The writing process is and has been difficult, of course. As the months rolled by with what seemed like little progress, I frequently became discouraged, losing hope that I’d ever finish. I was reading books on craft, the fiction of other writers (some of them prizewinners), and general advice on plotting, character development, pace, voice. Though interesting and helpful, this input also bewildered me as a first-time novelist. To often I compared my writing to the writing of others, read reviews of other writers’ fiction on Goodreads (why?!), lost faith in my story and my writing, regained faith in both, and fantasized about just killing every character in the book. Then I settled on acceptance of this manuscript for what it was: a first draft. A chance to get the raw materials of my story together in one place so they could be used together to build something solid.
At some point, the estimated number of remaining chapters dwindled to a figure countable on two hands. Then, as I neared what I thought would be the last of those chapters, I had to keep adding one more, and one after that. And another! This delay only added to my impatience to finish, yet I knew I had to let the story come out in whatever first draft form it was going to take. I agonized over the ending for months. I second-guessed the epilogue for weeks. I made furious notes in previous chapters—in my writer’s notebook, in Evernote, in Scrivener—about needed changes and improvements that revealed themselves as the story wrapped up. Someone is going to have to locate and collate all those ideas now and make sense of them. (Hmm…)

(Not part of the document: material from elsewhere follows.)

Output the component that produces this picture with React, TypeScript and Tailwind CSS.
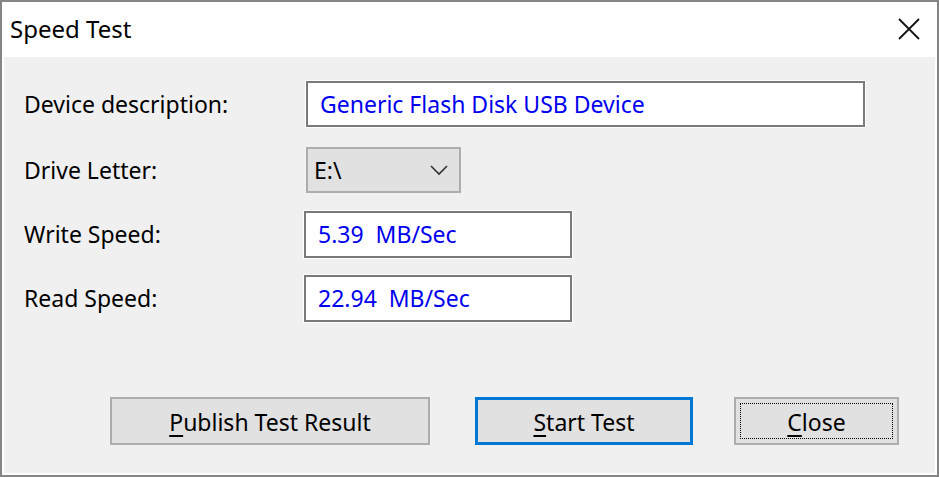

Some of the scenes and chapters are already destined for the chopping block, reformulation, or folding into others chapter where they’ll fit better. But that’s second draft territory, revision. (Getting a better system for my keeping track of global revisions, ideas, and suggestions on the fly is also on my to-do list.)
On the positive side, I became excited as twists and turns emerged both in the story itself and the writing process. Although some parts of the synopsis originally conceived for the book remain accurate, the true focus of the story evolved from a larger-than-life romp through extralegal activities aimed at liberating animals to a more personal story of relationships, ideas, loyalties, and family. Characters devised for supporting roles emerged as voices that needed to be heard more frequently, and several of the scenes in the story and ultimately some of the turning points were complete surprises to me.
The best feeling was reaching a place in the story that necessitated a change to the first chapter, the book’s “hook,” because I realized that the novel was starting to come full circle. To “begin at the end,” as they say, you need to know the end, and when my beginning suddenly clicked into place, I knew I was almost done.
Just for fun, here’s the original synopsis I used for the NaNoWriMo challenge in 2012:
Born on Earth Day in 1975 and raised by radical environmentalist parents on a small farm in south central Pennsylvania, Tortie Kennedy is no stranger to animal and environmental justice. After her first act of economic sabotage goes horribly awry at the tender age of 12, Tortie’s parents offer her a deal: stay out of trouble until you’re 18, and we’ll teach you everything we know. With an expunged record and a bulletproof fake identity compliments of her well-connected father, Tortie reaches adulthood free to follow her conscience and her heart, which she’s given to a fellow activist and friend. She finds her niche in the dusk-to-dawn world of direct action accompanied by acquaintances old and new until a shocking loss and a government informant threaten to unravel everything.
The next part of the journey will begin soon. But this week, I’m going to bask in the completion, despite its rough form, despite not knowing whether the story works, despite all the doubts and misgivings still floating around in the background and waiting to pounce the minute I return to those words on the page.
For now, it just feels good to reach the end. For the longest time, I thought I never would.